Exercise prompt :: Begin with the first line and repeat exactly through the line containing "const HANGUL = /([\uAC00-\uD7A3\u3131-\u318E]+)/;"; leave every image out.

Records provided ::
++++++

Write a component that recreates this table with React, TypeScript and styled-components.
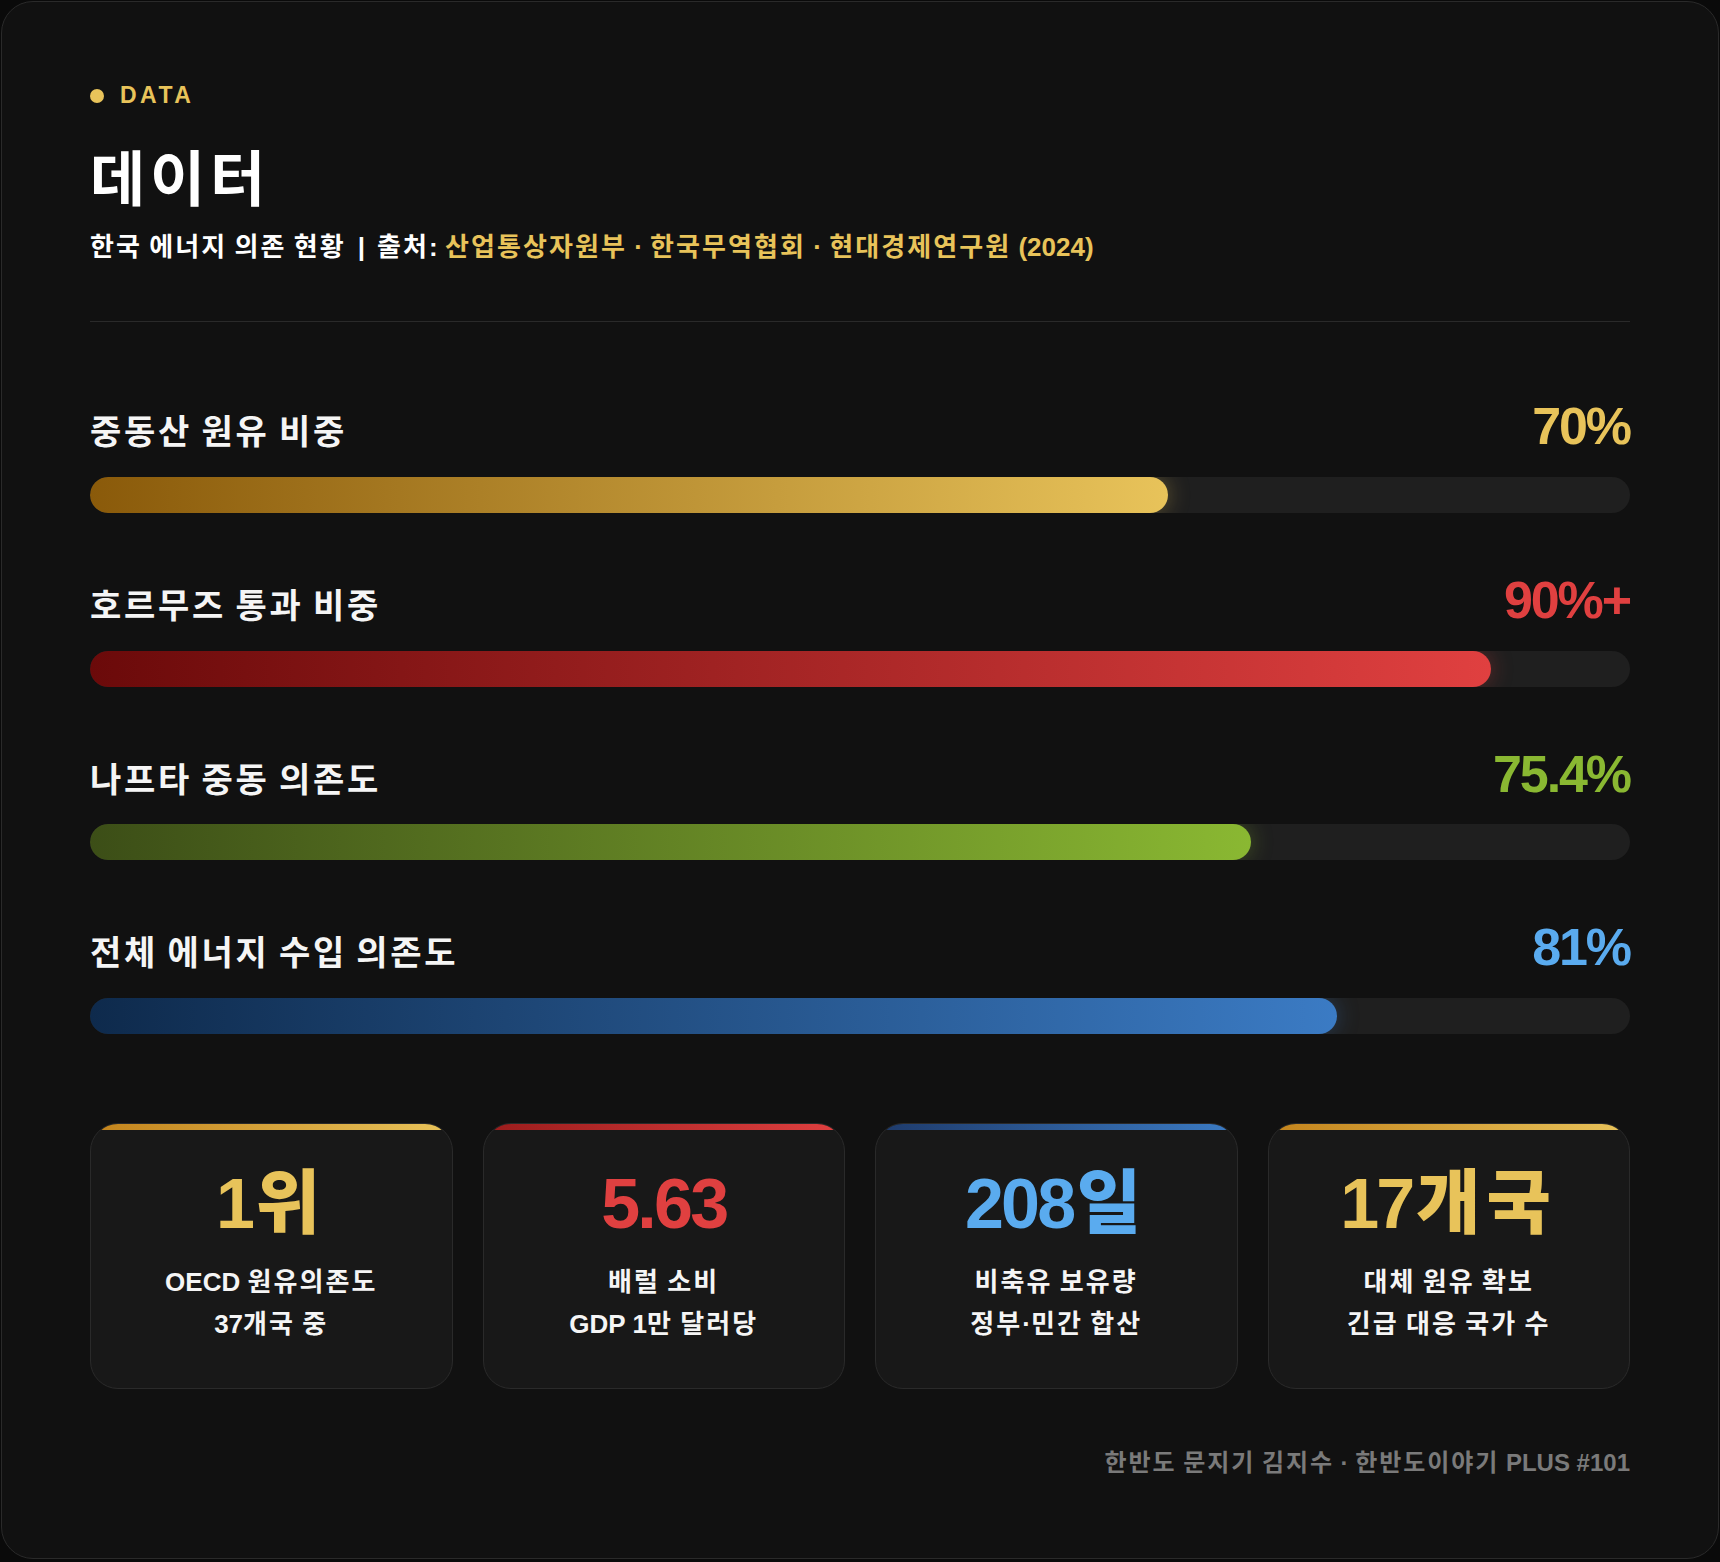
import React from "react";
import styled, { createGlobalStyle } from "styled-components";

const Global = createGlobalStyle`
  * { box-sizing: border-box; }
  html, body { margin: 0; padding: 0; background: #0a0a0a; }
  body {
    font-family: "Liberation Sans", "Noto Sans CJK KR", sans-serif;
    color: #f5f5f5;
  }
`;

const HangulRun = styled.span<{ $ls?: string; $lead?: string }>`
  letter-spacing: ${(p) => p.$ls ?? "0.08em"};
  padding-left: ${(p) => p.$lead ?? "0"};
`;

const HANGUL = /([\uAC00-\uD7A3\u3131-\u318E]+)/;

function Ko({ text, ls, lead }: { text: string; ls?: string; lead?: string }) {
  const parts = text.split(HANGUL);
  return (
    <>
      {parts.map((p, i) =>
        i % 2 === 1 ? (
          <HangulRun key={i} $ls={ls} $lead={lead}>
            {p}
          </HangulRun>
        ) : (
          <React.Fragment key={i}>{p}</React.Fragment>
        )
      )}
    </>
  );
}

const Frame = styled.div`
  margin: 1px;
  background: #111111;
  border: 1px solid #2a2a2a;
  border-radius: 32px;
  padding: 82px 88px 77px;
`;

const Header = styled.header`
  padding-bottom: 54px;
  border-bottom: 1px solid #2a2a2a;
`;

const Eyebrow = styled.div`
  display: flex;
  align-items: center;
  gap: 16px;
  height: 23px;
  font-size: 23px;
  line-height: 23px;
  font-weight: 700;
  letter-spacing: 0.15em;
  color: #e8c35a;
`;

const Dot = styled.span`
  width: 14px;
  height: 14px;
  border-radius: 50%;
  background: #e8c35a;
  flex: none;
`;

const Title = styled.h1`
  margin: 39px 0 0;
  font-size: 60px;
  line-height: 70px;
  font-weight: 700;
  color: #ffffff;
`;

const Subtitle = styled.p`
  margin: 12px 0 0;
  font-size: 26px;
  line-height: 39px;
  font-weight: 700;
  color: #ffffff;
`;

const Sep = styled.span`
  margin: 0 12px;
`;

const Source = styled.span`
  color: #e8c35a;
`;

const Bars = styled.section`
  margin-top: 78px;
  display: flex;
  flex-direction: column;
  gap: 61px;
`;

const Row = styled.div`
  display: flex;
  flex-direction: column;
`;

const RowHead = styled.div`
  display: flex;
  justify-content: space-between;
  align-items: baseline;
  margin-bottom: 24px;
`;

const Label = styled.span`
  font-size: 34px;
  line-height: 1.2;
  font-weight: 700;
  color: #f5f5f5;
`;

const Value = styled.span<{ $color: string }>`
  font-size: 52px;
  line-height: 52px;
  font-weight: 800;
  letter-spacing: -0.04em;
  color: ${(p) => p.$color};
`;

const Track = styled.div`
  height: 36px;
  border-radius: 18px;
  background: #1f1f1f;
  overflow: hidden;
`;

const Fill = styled.div<{ $from: string; $to: string; $glow: string }>`
  height: 100%;
  border-radius: 18px;
  background: linear-gradient(90deg, ${(p) => p.$from}, ${(p) => p.$to});
  box-shadow: 0 0 22px ${(p) => p.$glow};
`;

const Cards = styled.section`
  margin-top: 89px;
  display: grid;
  grid-template-columns: repeat(4, 1fr);
  gap: 30px;
`;

const Card = styled.div`
  display: flex;
  flex-direction: column;
  background: #181818;
  border: 1px solid #2a2a2a;
  border-radius: 28px;
  overflow: hidden;
`;

const Strip = styled.div<{ $from: string; $to: string }>`
  height: 6px;
  flex: none;
  background: linear-gradient(90deg, ${(p) => p.$from}, ${(p) => p.$to});
`;

const CardBody = styled.div`
  padding: 36px 16px 43px;
  text-align: center;
`;

const Num = styled.div<{ $color: string }>`
  font-size: 70px;
  line-height: 77px;
  font-weight: 800;
  letter-spacing: -0.04em;
  color: ${(p) => p.$color};
`;

const Desc = styled.div`
  margin-top: 18px;
  font-size: 26px;
  line-height: 42px;
  font-weight: 700;
  color: #f5f5f5;
`;

const Footer = styled.footer`
  margin-top: 56px;
  text-align: right;
  font-size: 24px;
  line-height: 36px;
  font-weight: 700;
  color: #7a7a7a;
`;

const bars = [
  { label: "중동산 원유 비중", value: "70%", pct: 70, color: "#e8c35a", from: "#8a5a0a", to: "#e8c35a", glow: "rgba(232,195,90,0.35)" },
  { label: "호르무즈 통과 비중", value: "90%+", pct: 91, color: "#e04040", from: "#6b0a0a", to: "#e04040", glow: "rgba(224,64,64,0.35)" },
  { label: "나프타 중동 의존도", value: "75.4%", pct: 75.4, color: "#8ab832", from: "#3c4e17", to: "#8ab832", glow: "rgba(138,184,50,0.35)" },
  { label: "전체 에너지 수입 의존도", value: "81%", pct: 81, color: "#5aabef", from: "#0e2a4c", to: "#3b7bc4", glow: "rgba(59,123,196,0.35)" },
];

const cards = [
  { num: "1위", color: "#e8c35a", from: "#c4841c", to: "#e8c35a", lines: ["OECD 원유의존도", "37개국 중"] },
  { num: "5.63", color: "#e04040", from: "#9b1c1c", to: "#e04040", lines: ["배럴 소비", "GDP 1만 달러당"] },
  { num: "208일", color: "#5aabef", from: "#1e3a6a", to: "#3b7bc4", lines: ["비축유 보유량", "정부·민간 합산"] },
  { num: "17개국", color: "#e8c35a", from: "#c4841c", to: "#e8c35a", lines: ["대체 원유 확보", "긴급 대응 국가 수"] },
];

export default function App() {
  return (
    <>
      <Global />
      <Frame>
        <Header>
          <Eyebrow>
            <Dot />
            DATA
          </Eyebrow>
          <Title>
            <Ko text="데이터" />
          </Title>
          <Subtitle>
            <Ko text="한국 에너지 의존 현황" />
            <Sep>|</Sep>
            <Ko text="출처: " />
            <Source>
              <Ko text="산업통상자원부 · 한국무역협회 · 현대경제연구원 (2024)" />
            </Source>
          </Subtitle>
        </Header>

        <Bars>
          {bars.map((b) => (
            <Row key={b.label}>
              <RowHead>
                <Label>
                  <Ko text={b.label} />
                </Label>
                <Value $color={b.color}>{b.value}</Value>
              </RowHead>
              <Track>
                <Fill $from={b.from} $to={b.to} $glow={b.glow} style={{ width: `${b.pct}%` }} />
              </Track>
            </Row>
          ))}
        </Bars>

        <Cards>
          {cards.map((c) => (
            <Card key={c.num}>
              <Strip $from={c.from} $to={c.to} />
              <CardBody>
                <Num $color={c.color}>
                  <Ko text={c.num} ls="0.09em" lead="0.05em" />
                </Num>
                <Desc>
                  <Ko text={c.lines[0]} />
                  <br />
                  <Ko text={c.lines[1]} />
                </Desc>
              </CardBody>
            </Card>
          ))}
        </Cards>

        <Footer>
          <Ko text="한반도 문지기 김지수 · 한반도이야기 PLUS #101" />
        </Footer>
      </Frame>
    </>
  );
}
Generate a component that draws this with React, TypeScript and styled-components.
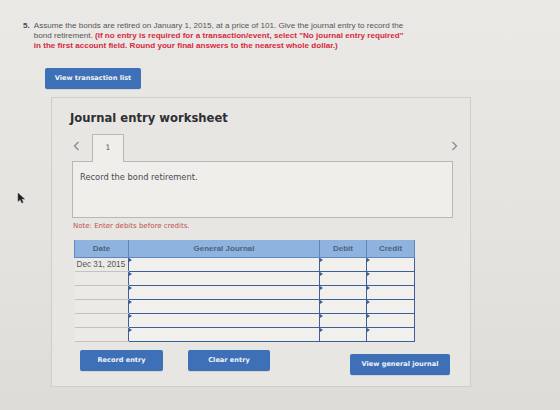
import React from 'react'
import styled, { createGlobalStyle } from 'styled-components'

const GlobalStyle = createGlobalStyle`
  html, body {
    margin: 0;
    padding: 0;
  }
  body {
    width: 560px;
    height: 410px;
    overflow: hidden;
    background: linear-gradient(180deg, #eae9e6 0%, #e4e3df 55%, #dddcd6 100%);
    font-family: "Liberation Sans", Arial, sans-serif;
  }
`

const Page = styled.div`
  position: relative;
  width: 560px;
  height: 410px;
  padding: 21px 0 0 23px;
  box-sizing: border-box;
`

const Question = styled.div`
  display: flex;
  gap: 4px;
  font-size: 8.1px;
  line-height: 10px;
  color: #55555a;
`

const Num = styled.span`
  font-weight: bold;
  color: #4a4a55;
`

const Warn = styled.span`
  color: #d7283f;
  font-weight: bold;
`

const BlueButton = styled.button<{ $w: number }>`
  all: unset;
  box-sizing: border-box;
  width: ${p => p.$w}px;
  height: 21px;
  background: #3d70b6;
  border-radius: 2px;
  color: #f2f4f8;
  font-family: "DejaVu Sans", Verdana, sans-serif;
  font-weight: bold;
  font-size: 6.6px;
  text-align: center;
  line-height: 19px;
  box-shadow: 0 1px 0 rgba(0, 0, 0, 0.08);
`

const TopAction = styled.div`
  margin: 15px 0 8px 22px;
`

const Panel = styled.div`
  width: 420px;
  margin-left: 28px;
  box-sizing: border-box;
  border: 1px solid #cfcecb;
  background: #e7e6e2;
  padding: 13px 17px 11px 20px;
`

const Title = styled.h2`
  margin: 0 0 8px -2px;
  font-family: "DejaVu Sans", Verdana, sans-serif;
  font-size: 11.6px;
  font-weight: bold;
  color: #2f2f33;
`

const TabRow = styled.div`
  display: flex;
  align-items: flex-end;
  height: 28px;
  margin-left: 2px;
`

const Chevron = styled.svg<{ $side: 'left' | 'right' }>`
  align-self: center;
  margin-top: -3px;
  margin-left: ${p => (p.$side === 'left' ? '-1px' : '0')};
  margin-right: ${p => (p.$side === 'left' ? '12px' : '-5px')};
  flex: none;
`

const Tab = styled.div`
  width: 32px;
  height: 28px;
  box-sizing: border-box;
  border: 1px solid #b9b8b5;
  border-bottom: none;
  background: #efeeeb;
  font-family: "DejaVu Sans", sans-serif;
  font-size: 7.5px;
  color: #55555a;
  text-align: center;
  padding-top: 8px;
  position: relative;
  top: 1px;
`

const Spacer = styled.div`
  flex: 1;
`

const TaskBox = styled.div`
  height: 57px;
  box-sizing: border-box;
  border: 1px solid #b9b8b5;
  background: #efeeeb;
  padding: 10px 7px;
  font-family: "DejaVu Sans", sans-serif;
  font-size: 8.3px;
  color: #4a4a50;
`

const Note = styled.div`
  margin: 4px 0 10px 1px;
  font-family: "DejaVu Sans", sans-serif;
  font-size: 7px;
  color: #c2504f;
`

const Grid = styled.table`
  border-collapse: collapse;
  margin-left: 2px;
  font-family: "Liberation Sans", Arial, sans-serif;
`

const Head = styled.th<{ $w: number }>`
  width: ${p => p.$w}px;
  height: 17px;
  padding: 0;
  background: #8db3de;
  border: 1px solid #5f86bd;
  border-top: none;
  color: #4d627e;
  font-size: 8px;
  font-weight: bold;
  text-align: center;
`

const DateCell = styled.td`
  height: 13px;
  padding: 0 0 0 2px;
  background: #ebeae6;
  border-bottom: 1px solid #c3c2bf;
  font-size: 8.2px;
  color: #55555a;
  white-space: nowrap;
`

const InputCell = styled.td`
  position: relative;
  height: 13px;
  padding: 0;
  background: #f1f0ed;
  border: 1.5px solid #3c5f9a;

  &::before {
    content: '';
    position: absolute;
    left: 0;
    top: 0;
    border-left: 3px solid #3c5f9a;
    border-top: 2px solid transparent;
    border-bottom: 2px solid transparent;
  }
`

const Actions = styled.div`
  display: flex;
  align-items: flex-start;
  margin: 8px 0 0 8px;
`

const Cursor = styled.svg`
  position: absolute;
  left: 17px;
  top: 192px;
`

const rows = ['Dec 31, 2015', '', '', '', '', '']

export default function App() {
  return (
    <>
      <GlobalStyle />
      <Page>
        <Question>
          <Num>5.</Num>
          <div>
            Assume the bonds are retired on January 1, 2015, at a price of 101. Give the journal entry to record the
            <br />
            bond retirement. <Warn>(If no entry is required for a transaction/event, select "No journal entry required"</Warn>
            <br />
            <Warn>in the first account field. Round your final answers to the nearest whole dollar.)</Warn>
          </div>
        </Question>

        <TopAction>
          <BlueButton $w={96}>View transaction list</BlueButton>
        </TopAction>

        <Panel>
          <Title>Journal entry worksheet</Title>
          <TabRow>
            <Chevron $side="left" width="7" height="10" viewBox="0 0 7 10">
              <polyline points="5.5,1 1.5,5 5.5,9" fill="none" stroke="#8a8a8e" strokeWidth="1.3" />
            </Chevron>
            <Tab>1</Tab>
            <Spacer />
            <Chevron $side="right" width="7" height="10" viewBox="0 0 7 10">
              <polyline points="1.5,1 5.5,5 1.5,9" fill="none" stroke="#8a8a8e" strokeWidth="1.3" />
            </Chevron>
          </TabRow>
          <TaskBox>Record the bond retirement.</TaskBox>
          <Note>Note: Enter debits before credits.</Note>

          <Grid>
            <thead>
              <tr>
                <Head $w={53}>Date</Head>
                <Head $w={190}>General Journal</Head>
                <Head $w={46}>Debit</Head>
                <Head $w={47}>Credit</Head>
              </tr>
            </thead>
            <tbody>
              {rows.map((d, i) => (
                <tr key={i}>
                  <DateCell>{d}</DateCell>
                  <InputCell />
                  <InputCell />
                  <InputCell />
                </tr>
              ))}
            </tbody>
          </Grid>

          <Actions>
            <BlueButton $w={83}>Record entry</BlueButton>
            <BlueButton $w={82} style={{ marginLeft: 25 }}>Clear entry</BlueButton>
            <Spacer />
            <BlueButton $w={100} style={{ marginRight: 3, marginTop: 4 }}>View general journal</BlueButton>
          </Actions>
        </Panel>

        <Cursor width="9" height="12" viewBox="0 0 9 12">
          <path d="M1 1 L1 9.5 L3.2 7.6 L4.8 11 L6.2 10.4 L4.7 7.1 L7.6 7.1 Z" fill="#1e1e1e" stroke="#555" strokeWidth="0.5" />
        </Cursor>
      </Page>
    </>
  )
}
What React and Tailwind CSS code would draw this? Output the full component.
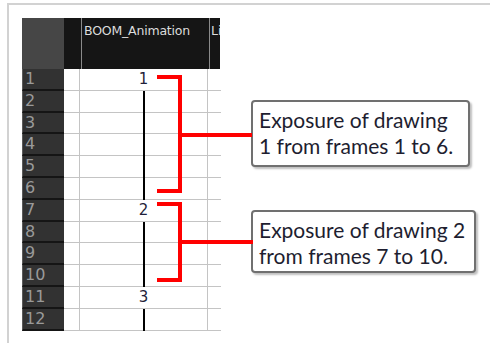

++++++

Finished answer ::
Write a component that recreates this table with React, TypeScript and styled-components.
import React from "react";
import styled, { createGlobalStyle } from "styled-components";

const Global = createGlobalStyle`
  * { box-sizing: border-box; }
  html, body { margin: 0; padding: 0; background: #0a0a0a; }
  body {
    font-family: "Liberation Sans", "Noto Sans CJK KR", sans-serif;
    color: #f5f5f5;
  }
`;

const HangulRun = styled.span<{ $ls?: string; $lead?: string }>`
  letter-spacing: ${(p) => p.$ls ?? "0.08em"};
  padding-left: ${(p) => p.$lead ?? "0"};
`;

const HANGUL = /([\uAC00-\uD7A3\u3131-\u318E]+)/;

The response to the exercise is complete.